Aim of the exercise
Copy every line that mentions the word "components".

Information provided
◇ ◇ ◇

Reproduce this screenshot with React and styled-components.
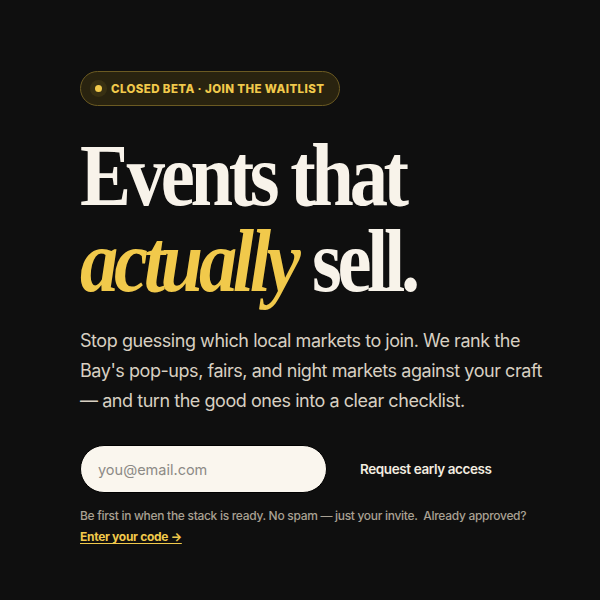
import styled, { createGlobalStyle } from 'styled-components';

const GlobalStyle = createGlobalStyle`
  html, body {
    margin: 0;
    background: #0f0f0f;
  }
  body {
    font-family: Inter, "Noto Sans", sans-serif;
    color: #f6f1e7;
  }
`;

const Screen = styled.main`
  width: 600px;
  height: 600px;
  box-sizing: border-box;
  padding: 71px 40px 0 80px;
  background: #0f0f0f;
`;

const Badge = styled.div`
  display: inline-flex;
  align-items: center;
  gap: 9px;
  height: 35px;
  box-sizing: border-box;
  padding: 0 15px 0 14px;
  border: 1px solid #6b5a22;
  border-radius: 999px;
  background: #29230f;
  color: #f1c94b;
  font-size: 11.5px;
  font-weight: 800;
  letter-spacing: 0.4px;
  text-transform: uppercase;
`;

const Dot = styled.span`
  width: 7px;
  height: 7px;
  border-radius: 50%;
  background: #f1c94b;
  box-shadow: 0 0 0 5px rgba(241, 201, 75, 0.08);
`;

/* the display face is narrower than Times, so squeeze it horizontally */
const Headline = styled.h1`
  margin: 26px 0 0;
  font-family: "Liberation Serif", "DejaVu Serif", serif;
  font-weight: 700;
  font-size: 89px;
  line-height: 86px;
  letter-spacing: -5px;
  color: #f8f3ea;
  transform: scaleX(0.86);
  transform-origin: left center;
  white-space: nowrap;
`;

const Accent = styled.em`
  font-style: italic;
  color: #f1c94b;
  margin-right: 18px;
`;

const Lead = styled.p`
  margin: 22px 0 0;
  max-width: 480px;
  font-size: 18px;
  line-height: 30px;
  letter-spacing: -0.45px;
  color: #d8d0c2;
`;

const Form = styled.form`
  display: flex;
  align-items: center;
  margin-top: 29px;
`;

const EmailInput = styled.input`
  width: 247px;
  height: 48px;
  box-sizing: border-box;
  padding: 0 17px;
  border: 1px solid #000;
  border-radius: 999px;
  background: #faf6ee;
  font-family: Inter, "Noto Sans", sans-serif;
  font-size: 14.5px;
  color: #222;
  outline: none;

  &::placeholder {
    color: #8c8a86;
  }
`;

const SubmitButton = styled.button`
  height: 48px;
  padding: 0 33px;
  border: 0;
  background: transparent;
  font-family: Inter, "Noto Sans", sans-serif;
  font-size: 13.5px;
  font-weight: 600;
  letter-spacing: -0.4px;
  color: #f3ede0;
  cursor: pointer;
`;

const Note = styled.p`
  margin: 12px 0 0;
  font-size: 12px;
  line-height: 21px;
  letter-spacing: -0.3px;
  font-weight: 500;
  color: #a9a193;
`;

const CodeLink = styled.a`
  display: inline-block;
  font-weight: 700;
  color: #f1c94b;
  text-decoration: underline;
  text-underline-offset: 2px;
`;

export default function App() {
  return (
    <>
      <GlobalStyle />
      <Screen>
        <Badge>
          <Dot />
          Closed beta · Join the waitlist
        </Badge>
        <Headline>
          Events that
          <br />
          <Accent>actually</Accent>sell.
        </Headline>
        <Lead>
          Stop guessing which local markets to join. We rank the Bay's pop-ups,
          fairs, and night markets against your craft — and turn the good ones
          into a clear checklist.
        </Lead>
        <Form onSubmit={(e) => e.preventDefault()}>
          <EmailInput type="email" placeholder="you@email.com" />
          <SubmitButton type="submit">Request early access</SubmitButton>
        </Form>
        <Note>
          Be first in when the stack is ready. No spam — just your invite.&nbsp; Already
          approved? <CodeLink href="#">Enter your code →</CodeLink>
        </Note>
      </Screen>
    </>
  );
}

◇ ◇ ◇

Solution to this problem
Reproduce this screenshot with React and styled-components.
import styled, { createGlobalStyle } from 'styled-components';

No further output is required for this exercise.